One concern is the threat to small companies from higher liability caps. “The goal here is to make sure we’re not squeezing the small independents out,” Begich said. “We have to get this issue resolved, for the stability of the industry.”
Spreading responsibility across all operators may help save about 185 smaller drillers that operate in the Gulf, according to William Reilly, co-chairman of a panel President Barack Obama appointed to probe the BP disaster.
While the commission’s report recommended increasing the liability limit “significantly,” getting lawmakers to agree on details “is going to be a heavy lift,” according to Mike Olsen, an attorney at Bracewell & Giuliani LLP in Washington.
Landrieu wants the industry pool to cover damages from $250 million to $10 billion, according to Taylor Henry, her spokesman. Begich said the pool could go as high as $15 billion.
Damages exceeding such limits would fall to the oil company that owned the well under Landrieu’s proposal, according to Henry. Begich called for an escrow account “similar to what BP did.”
BP’s Macondo well exploded on April 20, killing 11 workers, injuring 17, and destroying Transocean Ltd.’s $365 million Deepwater Horizon rig. Crude oil spewed into the Gulf for 87 days. BP is paying into a $20 billion escrow account to handle claims.
Legislation to remove all liability limits passed the House last year, when Democrats were in control, and wasn’t taken up in the Senate.
Senate Majority Leader Harry Reid, a Nevada Democrat, supports removing the cap and implementing the Reilly panel’s recommendations, according to Jon Summers, a spokesman.
Senator Robert Menendez, a New Jersey Democrat, said he would oppose any limits on spill liability.
“When oil companies cause a problem, be it an oil spill or other environmental disasters, they should be held fully accountable,” Menendez said in an e-mailed statement.

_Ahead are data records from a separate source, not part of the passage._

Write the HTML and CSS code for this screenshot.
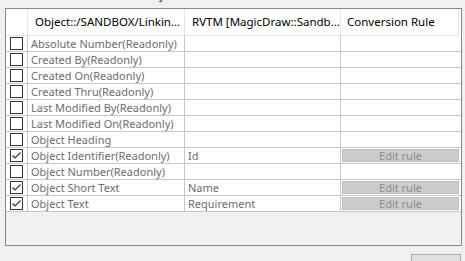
FILE: index.html
```html
<!DOCTYPE html>
<html lang="en">
<head>
    <meta charset="UTF-8">
    <title>Attribute Mapping</title>
    <link rel="stylesheet" href="styles.css">
</head>
<body>
    <div class="caption"><span>Attribute Summary</span></div>

    <div class="grid">
        <div class="row head">
            <div class="cell corner"></div>
            <div class="cell">Object::/SANDBOX/Linkin…</div>
            <div class="cell">RVTM [MagicDraw::Sandb…</div>
            <div class="cell">Conversion Rule</div>
        </div>

        <div class="row">
            <div class="cell box"><span class="check"></span></div>
            <div class="cell">Absolute Number(Readonly)</div>
            <div class="cell"></div>
            <div class="cell"></div>
        </div>
        <div class="row">
            <div class="cell box"><span class="check"></span></div>
            <div class="cell">Created By(Readonly)</div>
            <div class="cell"></div>
            <div class="cell"></div>
        </div>
        <div class="row">
            <div class="cell box"><span class="check"></span></div>
            <div class="cell">Created On(Readonly)</div>
            <div class="cell"></div>
            <div class="cell"></div>
        </div>
        <div class="row">
            <div class="cell box"><span class="check"></span></div>
            <div class="cell">Created Thru(Readonly)</div>
            <div class="cell"></div>
            <div class="cell"></div>
        </div>
        <div class="row">
            <div class="cell box"><span class="check"></span></div>
            <div class="cell">Last Modified By(Readonly)</div>
            <div class="cell"></div>
            <div class="cell"></div>
        </div>
        <div class="row">
            <div class="cell box"><span class="check"></span></div>
            <div class="cell">Last Modified On(Readonly)</div>
            <div class="cell"></div>
            <div class="cell"></div>
        </div>
        <div class="row">
            <div class="cell box"><span class="check"></span></div>
            <div class="cell">Object Heading</div>
            <div class="cell"></div>
            <div class="cell"></div>
        </div>
        <div class="row">
            <div class="cell box"><span class="check checked"><svg viewBox="0 0 11 11"><path d="M1.5 5.5 L4 8 L9.5 2.5"/></svg></span></div>
            <div class="cell">Object Identifier(Readonly)</div>
            <div class="cell">Id</div>
            <div class="cell"><span class="rule-btn">Edit rule</span></div>
        </div>
        <div class="row">
            <div class="cell box"><span class="check"></span></div>
            <div class="cell">Object Number(Readonly)</div>
            <div class="cell"></div>
            <div class="cell"></div>
        </div>
        <div class="row">
            <div class="cell box"><span class="check checked"><svg viewBox="0 0 11 11"><path d="M1.5 5.5 L4 8 L9.5 2.5"/></svg></span></div>
            <div class="cell">Object Short Text</div>
            <div class="cell">Name</div>
            <div class="cell"><span class="rule-btn">Edit rule</span></div>
        </div>
        <div class="row">
            <div class="cell box"><span class="check checked"><svg viewBox="0 0 11 11"><path d="M1.5 5.5 L4 8 L9.5 2.5"/></svg></span></div>
            <div class="cell">Object Text</div>
            <div class="cell">Requirement</div>
            <div class="cell"><span class="rule-btn">Edit rule</span></div>
        </div>
    </div>

    <div class="footer">
        <span class="btn"></span>
    </div>
</body>
</html>
```

FILE: styles.css
```css
* {
    margin: 0;
    padding: 0;
    box-sizing: border-box;
}

body {
    font-family: "Noto Sans", "Open Sans", sans-serif;
    font-size: 11px;
    background: #f0f0f0;
    color: #6d6d6d;
    width: 465px;
    height: 261px;
    overflow: hidden;
}

/* group title sits above the visible area, only its descender shows */
.caption {
    height: 8px;
    overflow: hidden;
    position: relative;
}

.caption span {
    position: absolute;
    left: 66px;
    top: -13px;
    color: #000;
    line-height: 16px;
}

.grid {
    margin-left: 5px;
    width: 457px;
    height: 238px;
    border: 1px solid #828790;
    background: #f0f0f0;
}

.row {
    display: grid;
    grid-template-columns: 22px 157px 156px 1fr;
    height: 16px;
    background: #fff;
}

.cell {
    border-right: 1px solid #c6c6c6;
    border-bottom: 1px solid #c6c6c6;
    padding-left: 3px;
    line-height: 15px;
    white-space: nowrap;
    overflow: hidden;
}

.cell:last-child {
    border-right: none;
    padding: 1px 2px 1px 1px;
}

.head {
    height: 27px;
}

.head .cell {
    color: #000;
    padding-left: 7px;
    line-height: 26px;
    font-size: 11.5px;
    border-right-color: #e5e5e5;
    border-bottom-color: #e5e5e5;
}

.head .cell:last-child {
    padding: 0 0 0 6px;
    margin-right: 2px;
    border-right: 1px solid #e5e5e5;
}

.head .corner {
    padding: 0;
}

.box {
    padding: 1px 0 0 4px;
}

.check {
    display: block;
    width: 13px;
    height: 13px;
    border: 1px solid #333;
    background: #fff;
}

.check svg {
    display: block;
    width: 11px;
    height: 11px;
}

.check path {
    fill: none;
    stroke: #333;
    stroke-width: 1.2;
}

.rule-btn {
    display: block;
    height: 13px;
    line-height: 12px;
    background: #cccccc;
    border: 1px solid #bdbdbd;
    color: #8d8d8d;
    text-align: center;
}

.footer {
    display: flex;
    justify-content: flex-end;
    padding: 8px 4px 0 0;
}

.btn {
    width: 50px;
    height: 20px;
    background: #e1e1e1;
    border: 1px solid #adadad;
}
```
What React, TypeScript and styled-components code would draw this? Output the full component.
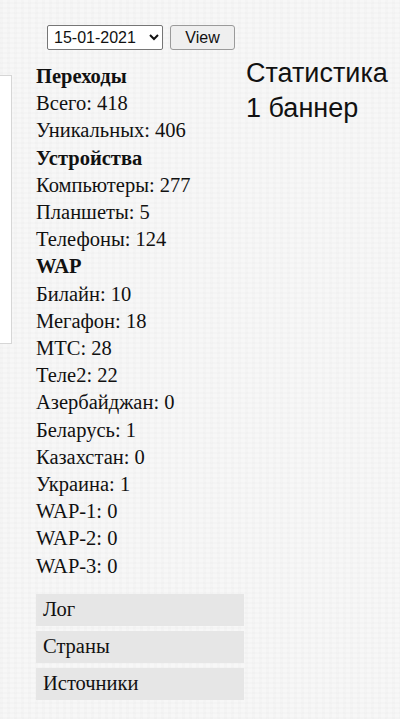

In the House, Representative Doc Hastings of Washington, who heads the Natural Resources Committee now that Republicans control the chamber, said in an interview that he’s “open to discussion” about a compromise that wouldn’t endanger jobs in the Gulf.
Alan Jeffers, a spokesman for Irving, Texas-based Exxon, referred questions on the liability caps to the American Petroleum Institute.
“We support a liability system that ensures there are sufficient resources” to clean up a spill and pay for damages, Carlton Carroll, a spokesman for the Washington-based industry group, said in an e-mail. “However, any limits must be set in a manner that allows continued development in the outer continental shelf by a variety of participants large and small.”
Landrieu said last year that her proposal was designed to “get the taxpayers off the hook and keep the industry viable, particularly the independents.”
Her proposal may be too costly for some companies operating in shallow waters, according to Don Briggs, president of the Louisiana Oil & Gas Association in Baton Rouge.
Shelling out “$250 million can be a crasher for many of the smaller producers in the Gulf of Mexico,” he said. “A $250 million cap on a guy producing a well that has a 100 barrels of oil a day, versus one in deep water that may have 2,000 barrels a day, there’s a big difference.”
Bad news for drillers may be good news for insurance companies.
“An insurer is a winner if it can bring the additional capacity to market” profitably, Robert Hartwig, president and chief economist at the Insurance Information Institute, a New York-based trade group, said in an interview.
Offshore operators pay $3 billion to $4 billion in annual premiums to private commercial insurers, according to Hartwig.
Even with no change in legal liability limits, prices may climb 20 percent to 40 percent this year for deepwater property coverage and so-called control-of-well policies, which reimburse clients when wells must be capped, according to Marsh Inc., the insurance brokerage arm of Marsh & McLennan Cos. Those policies may supplement self insurance and coverage from an industry mutual insurer called Oil Insurance Ltd., Marsh said.
Deepwater Horizon “will have repercussions for that portion of the insurance industry for years to come,” Jim Pierce, chairman of Marsh’s global energy practice, said in a statement on Jan. 27.
Munich Re said in September that it was planning to develop coverage for oil-drilling operators in the Gulf of Mexico by offering $10 billion to $20 billion of individual liability coverage. The company would commit as much as $2 billion. Munich Re said in December it plans to work with brokers at Marsh & McLennan, Willis Group Holdings Plc and Aon Corp.
Berkshire will provide additional industry coverage of as much as $250 million on policies of as much as $2.5 billion underwritten by other insurers, Willis said last month.
American International Group Inc.’s Chartis division boosted capacity at its Oil Rig unit to $200 million from $150 million in August. The decision was a response to the rising value of offshore production equipment and energy industry requests for higher loss-limits on their insurance after Deepwater Horizon, said Dorian Grey, president of Oil Rig, in an e-mailed statement.